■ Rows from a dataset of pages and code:
____________________

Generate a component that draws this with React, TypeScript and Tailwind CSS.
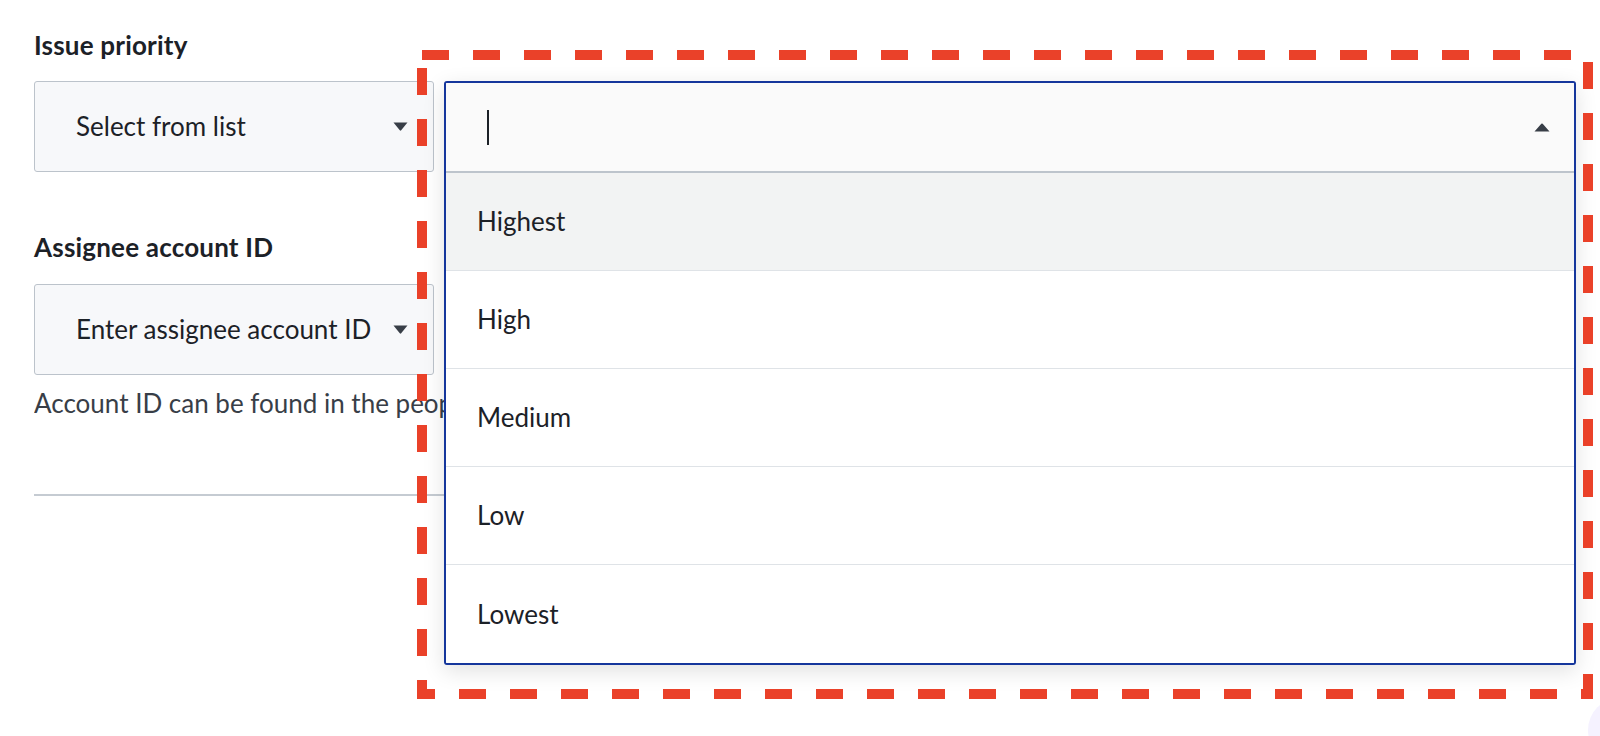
import React from "react";

const options = ["Highest", "High", "Medium", "Low", "Lowest"];

const CaretDown = () => (
  <svg width="15" height="9" viewBox="0 0 15 9" className="shrink-0">
    <path d="M0.5 0.5 H14.5 L8.2 8.3 Q7.5 9 6.8 8.3 Z" fill="#383e47" />
  </svg>
);

const CaretUp = () => (
  <svg width="16" height="9" viewBox="0 0 16 9" className="shrink-0">
    <path d="M0.5 8.5 H15.5 L8.7 0.8 Q8 0 7.3 0.8 Z" fill="#383e47" />
  </svg>
);

const SelectBox = ({ placeholder }: { placeholder: string }) => (
  <div className="flex h-[91px] w-[400px] items-center justify-between rounded-[3px] border-[1.5px] border-[#bcc3cb] bg-[#f7f8fa] pl-[41px] pr-[25px]">
    <span className="text-[26px] text-[#1c2127]">{placeholder}</span>
    <CaretDown />
  </div>
);

export default function App() {
  return (
    <div
      className="relative h-[736px] w-[1600px] overflow-hidden bg-white"
      style={{ fontFamily: "Lato, 'Noto Sans', sans-serif" }}
    >
      {/* Form */}
      <div className="flex flex-col pl-[34px] pt-[29px]">
        <div className="text-[26px] font-bold leading-[32px] tracking-[0.2px] text-[#1c2127]">
          Issue priority
        </div>
        <div className="mt-[20px]">
          <SelectBox placeholder="Select from list" />
        </div>

        <div className="mt-[59px] text-[26px] font-bold leading-[32px] tracking-[0.2px] text-[#1c2127]">
          Assignee account ID
        </div>
        <div className="mt-[21px]">
          <SelectBox placeholder="Enter assignee account ID" />
        </div>
        {/* helper text runs under the popover, so clip it at its edge */}
        <div className="mt-[12px] w-[410px] overflow-hidden whitespace-nowrap text-[26px] leading-[32px] text-[#383e47]">
          Account ID can be found in the people
        </div>
        <div className="mt-[75px] h-[2px] w-[700px] bg-[#c5cbd2]" />
      </div>

      {/* Open dropdown popover */}
      <div className="absolute left-[444px] top-[81px] w-[1132px] overflow-hidden rounded-[3px] border-2 border-[#15369c] bg-white shadow-[0_6px_22px_rgba(0,0,0,0.12)]">
        <div className="flex h-[88px] items-center justify-between bg-[#fafafa] pl-[41px] pr-[24px]">
          <div className="h-[35px] w-[2px] bg-[#1c2127]" />
          <CaretUp />
        </div>
        <div className="h-[2px] bg-[#bdc4cc]" />
        {options.map((o, i) => (
          <div
            key={o}
            className={
              "flex h-[98px] items-center pl-[31px] text-[26px] text-[#1c2127] " +
              (i === 0 ? "bg-[#f2f3f3] " : "bg-white ") +
              (i < options.length - 1 ? "border-b border-[#dfe3e7]" : "")
            }
          >
            {o}
          </div>
        ))}
      </div>

      {/* Annotation outline */}
      <svg
        className="pointer-events-none absolute left-0 top-0"
        width="1600"
        height="736"
      >
        <rect
          x="422"
          y="55"
          width="1166"
          height="639"
          fill="none"
          stroke="#ea4129"
          strokeWidth="10"
          strokeDasharray="27 24"
        />
      </svg>

      {/* faint bubble in corner */}
      <div className="absolute left-[1588px] top-[698px] h-[64px] w-[64px] rounded-full bg-[#f5f2ff]" />
    </div>
  );
}
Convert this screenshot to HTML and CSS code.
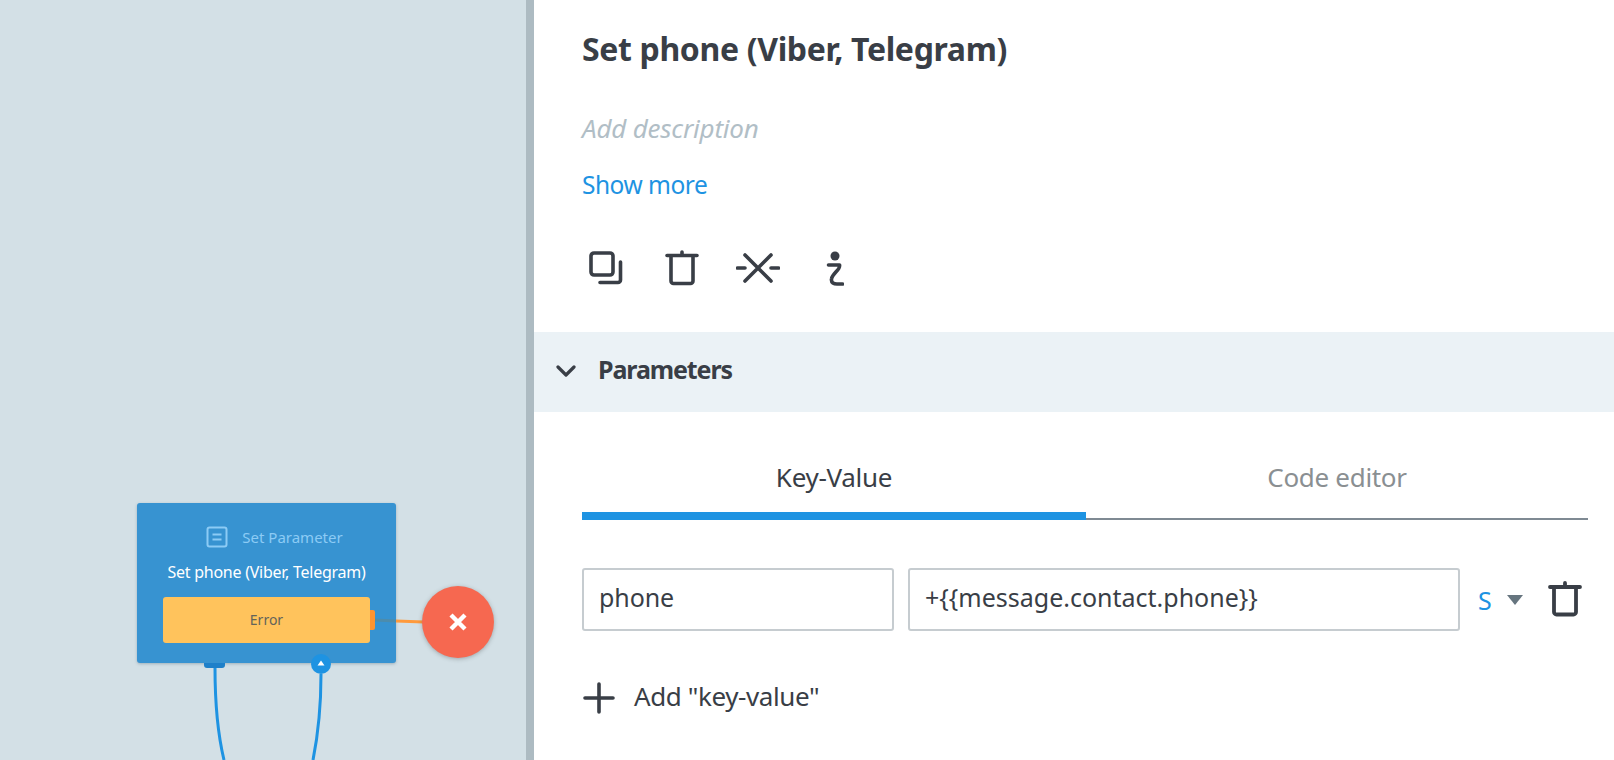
FILE: index.html
```html
<!DOCTYPE html>
<html lang="en">
<head>
<meta charset="utf-8">
<title>Set phone (Viber, Telegram)</title>
<link rel="stylesheet" href="styles.css">
</head>
<body>
<div class="app">
  <div class="canvas">
    <div class="node">
      <div class="node-type">
        <svg width="22" height="22" viewBox="0 0 22 22" fill="none" stroke="#8ccbf5" stroke-width="2"><rect x="1.500" y="1.500" width="19" height="19" rx="2"/><path d="M6.500 8.500h9M6.500 13.500h9"/></svg>
        <span>Set Parameter</span>
      </div>
      <div class="node-title">Set phone (Viber, Telegram)</div>
      <div class="node-error">Error<span class="port-orange"></span></div>
      <span class="port-square"></span>
      <span class="port-round"><svg width="8" height="6" viewBox="0 0 8 6"><path d="M4 0.500L7.500 5.500H.5z" fill="#fff"/></svg></span>
    </div>
    <svg class="wires" width="526" height="760" viewBox="0 0 526 760">
      <path d="M215 668C215 705 218 735 224 760" class="wire"/>
      <path d="M321 674C321 705 318 735 313 760" class="wire"/>
      <path d="M396 621L424 622" class="wire-orange"/>
      <path d="M375 620L396 621" class="wire-shade"/>
    </svg>
    <div class="fail-circle">
      <svg width="20" height="20" viewBox="0 0 20 20"><path d="M3 3L17 17M17 3L3 17" stroke="#fff" stroke-width="4.400"/></svg>
    </div>
  </div>
  <div class="splitter"></div>
  <main class="panel">
    <div class="head">
      <h1 class="title">Set phone (Viber, Telegram)</h1>
      <div class="desc">Add description</div>
      <a class="more">Show more</a>
      <div class="tools">
        <svg class="tool-copy" width="34" height="34" viewBox="0 0 34 34" fill="none" stroke="#393e46" stroke-width="3.600" stroke-linecap="round" stroke-linejoin="round"><rect x="2" y="2" width="22" height="22" rx="3"/><path d="M31.500 11V29a2.500 2.500 0 0 1-2.500 2.500H11"/></svg>
        <svg class="tool-trash" width="34" height="36" viewBox="0 0 34 36" fill="none" stroke="#393e46" stroke-width="3.600" stroke-linecap="round" stroke-linejoin="round"><path d="M2 5.500H32M17 2V5.500M6 6V31a2.500 2.500 0 0 0 2.500 2.500h17A2.500 2.500 0 0 0 28 31V6"/></svg>
        <svg class="tool-cut" width="44" height="32" viewBox="0 0 44 32" fill="none" stroke="#393e46" stroke-width="3.600" stroke-linecap="round"><path d="M9 3L35 29M35 3L9 29M1.500 16H9M35 16H42.500"/></svg>
        <svg class="tool-info" width="18" height="36" viewBox="0 0 18 36" fill="none" stroke="#393e46" stroke-width="3.600" stroke-linecap="round" stroke-linejoin="round"><circle cx="9" cy="6" r="4.500" fill="#393e46" stroke="none"/><path d="M2.500 15H13.500C15 19 6 24 5.500 29C5 33 8 34 11 34H16.500"/></svg>
      </div>
    </div>
    <div class="section">
      <svg class="section-chevron" width="20" height="12" viewBox="0 0 20 12" fill="none" stroke="#393e46" stroke-width="3.200" stroke-linecap="round" stroke-linejoin="round"><path d="M2 2L10 10L18 2"/></svg>
      <span class="section-label">Parameters</span>
    </div>
    <div class="body">
      <div class="tabs">
        <div class="tab tab-active">Key-Value</div>
        <div class="tab">Code editor</div>
      </div>
      <div class="row">
        <div class="field field-key">phone</div>
        <div class="field field-value">+{{message.contact.phone}}</div>
        <span class="type">S</span>
        <span class="caret"></span>
        <svg class="row-trash" width="34" height="36" viewBox="0 0 34 36" fill="none" stroke="#393e46" stroke-width="3.800" stroke-linecap="round" stroke-linejoin="round"><path d="M2 6H32M17 2V6M6 6V31a2.500 2.500 0 0 0 2.500 2.500h17A2.500 2.500 0 0 0 28 31V6"/></svg>
      </div>
      <div class="add">
        <svg class="add-icon" width="32" height="32" viewBox="0 0 32 32" fill="none" stroke="#393e46" stroke-width="3.600" stroke-linecap="round"><path d="M16 2V30M2 16H30"/></svg>
        <span class="add-label">Add "key-value"</span>
      </div>
    </div>
  </main>
</div>
</body>
</html>
```
FILE: styles.css
```css
* { box-sizing: border-box; }
html, body { margin: 0; height: 100%; overflow: hidden; }
body { font-family: "Noto Sans", "Open Sans", sans-serif; color: #393e46; background: #fff; }
.app { display: flex; width: 1614px; height: 760px; }

.canvas { position: relative; width: 526px; flex: none; background: #d3e0e6; overflow: hidden; }
.wires { position: absolute; left: 0; top: 0; }
.wire { fill: none; stroke: #1e93e2; stroke-width: 3; }
.wire-orange { fill: none; stroke: #ff9a3c; stroke-width: 3; }
.wire-shade { fill: none; stroke: #4c8cad; stroke-width: 3; }

.node { position: absolute; left: 137px; top: 503px; width: 259px; height: 160px; background: #3793d1; border-radius: 3px; box-shadow: 0 1px 3px rgba(60,90,110,.35); }
.node-type { display: flex; justify-content: center; align-items: center; gap: 14px; height: 22px; margin-top: 23px; padding-left: 16px; color: #8ccbf5; font-size: 15px; }
.node-title { margin-top: 13px; text-align: center; color: #fff; font-size: 16px; line-height: 22px; letter-spacing: -0.25px; white-space: nowrap; }
.node-error { position: relative; margin: 14px 26px 0; height: 46px; line-height: 45px; background: #ffc35c; border-radius: 3px; text-align: center; color: #63635a; font-size: 14px; }
.port-orange { position: absolute; left: 100%; top: 13px; width: 5px; height: 20px; background: #ff9430; border-radius: 0 2px 2px 0; }
.port-square { position: absolute; left: 67px; top: 100%; width: 21px; height: 5px; background: #1e80c9; border-radius: 0 0 3px 3px; }
.port-round { position: absolute; left: 174px; top: 151px; width: 20px; height: 20px; border-radius: 50%; background: #1e93e2; display: flex; align-items: center; justify-content: center; padding-bottom: 3px; }

.fail-circle { position: absolute; left: 422px; top: 586px; width: 72px; height: 72px; border-radius: 50%; background: #f66850; box-shadow: 0 1px 4px rgba(60,60,60,.35); display: flex; align-items: center; justify-content: center; }

.splitter { width: 8px; flex: none; background: #adbbc2; }

.panel { flex: 1; min-width: 0; display: flex; flex-direction: column; background: #fff; }
.head { height: 332px; padding: 27px 0 0 48px; display: flex; flex-direction: column; align-items: flex-start; }
.title { margin: 0; font-size: 32px; line-height: 44px; font-weight: 700; letter-spacing: -0.35px; }
.desc { margin-top: 40px; font-size: 26px; line-height: 34px; font-style: italic; color: #b1bec6; letter-spacing: -0.2px; }
.more { margin-top: 23px; font-size: 24.500px; line-height: 34px; color: #1e93e2; letter-spacing: -0.5px; }
.tools { display: flex; align-items: center; margin-top: 47px; padding-left: 7px; height: 38px; }
.tool-trash { margin-left: 42px; }
.tool-cut { margin-left: 37px; }
.tool-info { margin-left: 46px; }

.section { height: 80px; flex: none; background: #ebf2f6; display: flex; align-items: center; padding-left: 22px; gap: 22px; font-size: 25px; font-weight: 700; letter-spacing: -1.1px; }
.section-chevron { margin-bottom: 2px; }
.section-label { margin-bottom: 6px; }

.body { padding: 0 26px 0 48px; }
.tabs { display: flex; height: 108px; padding-top: 43px; border-bottom: 2px solid #7f8a93; }
.tab { flex: 1 1 50%; text-align: center; font-size: 26px; line-height: 44px; height: 65px; color: #8a8f92; letter-spacing: -0.3px; }
.tab-active { flex: 0 0 504px; color: #393e46; border-bottom: 8px solid #1e93e2; }

.row { display: flex; align-items: center; margin-top: 48px; }
.field { height: 63px; border: 2px solid #c6ccd0; border-radius: 3px; padding-left: 15px; font-size: 25px; line-height: 54px; letter-spacing: -0.1px; white-space: nowrap; }
.field-key { width: 312px; }
.field-value { width: 552px; margin-left: 14px; letter-spacing: 0; }
.type { margin-left: 18px; width: 29px; color: #1e93e2; font-size: 25px; }
.caret { width: 0; height: 0; border-left: 8px solid transparent; border-right: 8px solid transparent; border-top: 10px solid #66757f; }
.row-trash { margin-left: 25px; margin-bottom: 2px; }

.add { display: flex; align-items: flex-start; gap: 19px; margin-top: 49px; padding-left: 1px; font-size: 26px; letter-spacing: -0.4px; }
.add-icon { margin-top: 2px; }
.add-label { line-height: 32px; }
```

____________________

■ Problem to work on: Isolate the lines that hold the word "this" and copy all of them.

■ Correct answer:
Generate a component that draws this with React, TypeScript and Tailwind CSS.
Convert this screenshot to HTML and CSS code.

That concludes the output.